A pre-CRASH text adventure set amongst a primitive tribe which may be hiding treasure.

URBAN UPSTART 1984 Richard Shepherd

Reviewed CRASH Issue 3 (April 84)
Street cred text adventure with graphics — get out of horrid Scarthorpe and live.

INFERNO 1984 Richard Shepherd

Reviewed CRASH Issue 8 (September 84)
Adventure based on the book by Dante. Every location had a simple graphic.

UP A GUM TREE 1984 Richard Shepherd

Commodore 64 adventure

SKI STAR 2000 1985 Richard Shepherd

Reviewed CRASH Issue 14 (March 85)
Debut appearance of icons for the piste designer in this first non-Battlezone vector graphics simulation.


Reviewed CRASH Issue 19 (August 85)
Almost a simulation, as you truck heavy goods on long articulated lorries through narrow town streets.


Reviewed CRASH Issue 23 (December 85)
A Smash for this complex 3D arcade-strategy game set on a hostile planet.

ROOM 10 1986 CRL

3D Ping Pong game, which only came out for the Amstrad.


Reviewed CRASH Issue 36 (Christmas Special 86)
Another Smash with the follow-up to Tau Ceti


Reviewed this issue.

Finally, the time had come to ask the Big Question — why did Pete move from CRL to Nexus?

‘I like Clement Chambers, the boss of CRL,’ says Pete carefully. ‘He’s a nice bloke and I get on well with him, but the reason I joined CRL was an advert that Ian Ellery put out, and the thing that worked at CRL was me working with Ian.

‘Essentially it wasn’t much to do with Clement. Clement would come in and ask how things were, and he’d be pleased when the product turned up. But it wasn’t Clement who’d seen the demos and seen what the potential was.

‘When Ian left CRL I thought, ‘What I’ve got is a fairly good relationship with Clement, but it isn’t a working relationship’. Obviously Ian, who had gone to Nexus, was interested in working with me again as things had worked out alright before.’

Perhaps Ian enjoys working with Pete because he delivers programs on time...

‘I’m always late, but never terribly late,’ Pete replies, laughing.

‘If there was ever a wait it was worth it,’ adds Ian agreeably.

‘No, I’ve never been six months late but then you can’t when you’re freelance because there’s no wage, you know — if it’s late I don’t eat!’
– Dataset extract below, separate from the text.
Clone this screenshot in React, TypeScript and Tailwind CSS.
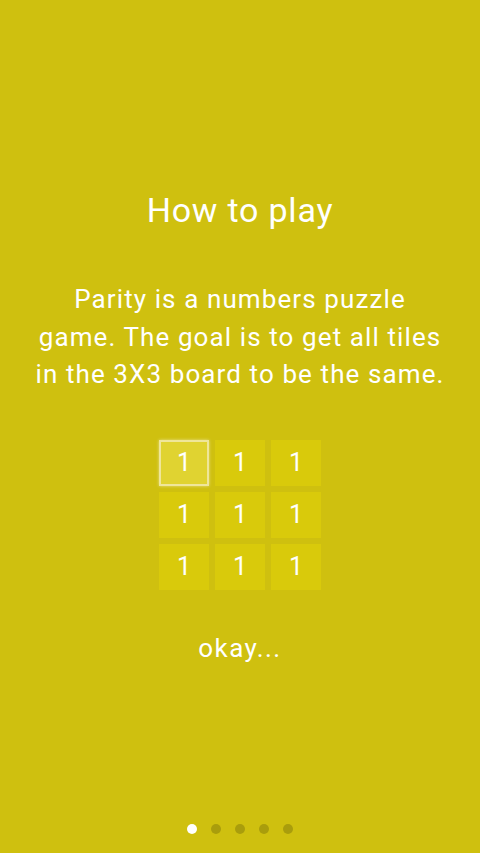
import React from "react";

const tiles = [1, 1, 1, 1, 1, 1, 1, 1, 1];

export default function App() {
  return (
    <div
      className="flex flex-col items-center h-[853px] w-full bg-[#cfc00f] text-white overflow-hidden"
      style={{ fontFamily: "Roboto, 'Noto Sans', sans-serif" }}
    >
      {/* title */}
      <h1 className="pt-[190px] text-[34px] leading-[40px] font-normal tracking-[0.8px]">How to play</h1>

      {/* description */}
      <p className="mt-[51px] text-center text-[26px] leading-[37.5px] font-normal tracking-[1.1px]">
        Parity is a numbers puzzle
        <br />
        game. The goal is to get all tiles
        <br />
        in the 3X3 board to be the same.
      </p>

      {/* board */}
      <div className="mt-[46px] grid grid-cols-3 gap-[6px]">
        {tiles.map((n, i) => (
          <div
            key={i}
            className={
              i === 0
                ? "w-[50px] h-[46px] flex items-center justify-center bg-[#e0d331] border-2 border-[#efe69a] shadow-[0_0_3px_rgba(255,255,255,0.5)] text-[25px] font-normal"
                : "w-[50px] h-[46px] flex items-center justify-center bg-[#d9ca0b] text-[25px] font-normal"
            }
          >
            {n}
          </div>
        ))}
      </div>

      {/* button */}
      <button className="mt-[42px] text-[26px] leading-[32px] font-normal tracking-[1.4px]">okay...</button>

      {/* page dots */}
      <div className="mt-auto pb-[19px] flex gap-[14px]">
        <span className="w-[10px] h-[10px] rounded-full bg-white" />
        <span className="w-[10px] h-[10px] rounded-full bg-[#a99d0c]" />
        <span className="w-[10px] h-[10px] rounded-full bg-[#a99d0c]" />
        <span className="w-[10px] h-[10px] rounded-full bg-[#a99d0c]" />
        <span className="w-[10px] h-[10px] rounded-full bg-[#a99d0c]" />
      </div>
    </div>
  );
}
All Pete Cooke’s games have been original, developed from ideas of his own. Has he ever considered doing an arcade licensed conversion, or working within a team?

‘No, I’m not interested. Well, I can’t say that about any arcade licence, but I can’t think of any offhand. I don’t like the philosophy behind them — the philosophy of the quick buck — and games I play are not like that. My favourite game to play is Revs, and it took me six months to crack it. Now that isn’t going to appear on an arcade machine, is it?
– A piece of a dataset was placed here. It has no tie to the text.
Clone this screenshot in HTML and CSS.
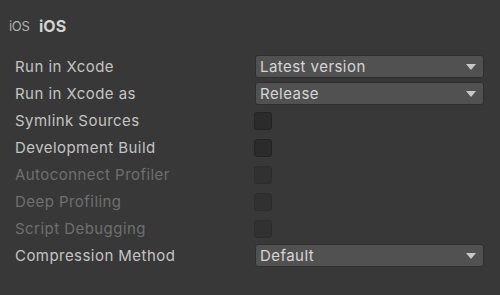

‘As for programming teams on such projects, I think they’re actually graphic designers, and looking at the games I don’t see any programming in them. When I looked at Jack The Nipper I thought ‘This looks really nice, very pretty’, and then I saw it moving and they all move in diagonals and I thought, ‘Oh no, why?’ It’s a trivial thing to have a look-up table and a shallow diagonal, so it looks realistic rather than bouncing off walls.’

‘I wouldn’t work with another programmer, but a graphics designer — I can’t draw so somebody else has to do it, and that’s Ian.’

And what’s next after Micronaut One?

‘There are three ideas waiting in the queue. One’s about nine months long. I’ve got a routine that’ll do solid 3-D. If you say ‘Let’s remove the need to do updates ten times a second’ — say something like Lords of Midnight, where the frame rate is slow but very effective — then you could do an incredibly detailed 3-D display with solid surfaces, and you could move around it. I suppose it could be very interesting as a sort of graphic adventure. Again in first-person perspective.

‘Second on my list, I suppose, is converting Micronaut One for the Atari ST, which Nexus really want me to do. I’m looking forward to learning the 68000.

‘And the third one is quite a simple idea — I don’t know whether I should give it away. It’s a shoot-’em-up. There’s a lot of parallax scrolling games — this is the ultimate — perspective scrolling. You can have shadows — you’ve seen pictures of Stonehenge at sunset — imagine shadows of rocks and boulders actually changing like that as you go by, and just a spaceship over the top with a shadow, zapping things. It’s something simple like that.’

‘To be written in coffee breaks!’ Ian retorts.

‘It baffles me that there’s so much stuff around that you’ve seen before,’ muses Pete. ‘I’ve got millions and millions of game ideas floating around waiting for somebody to land on. I’ve never found it difficult thinking of ideas — it’s more difficult limiting them. Picking and choosing, I suppose.’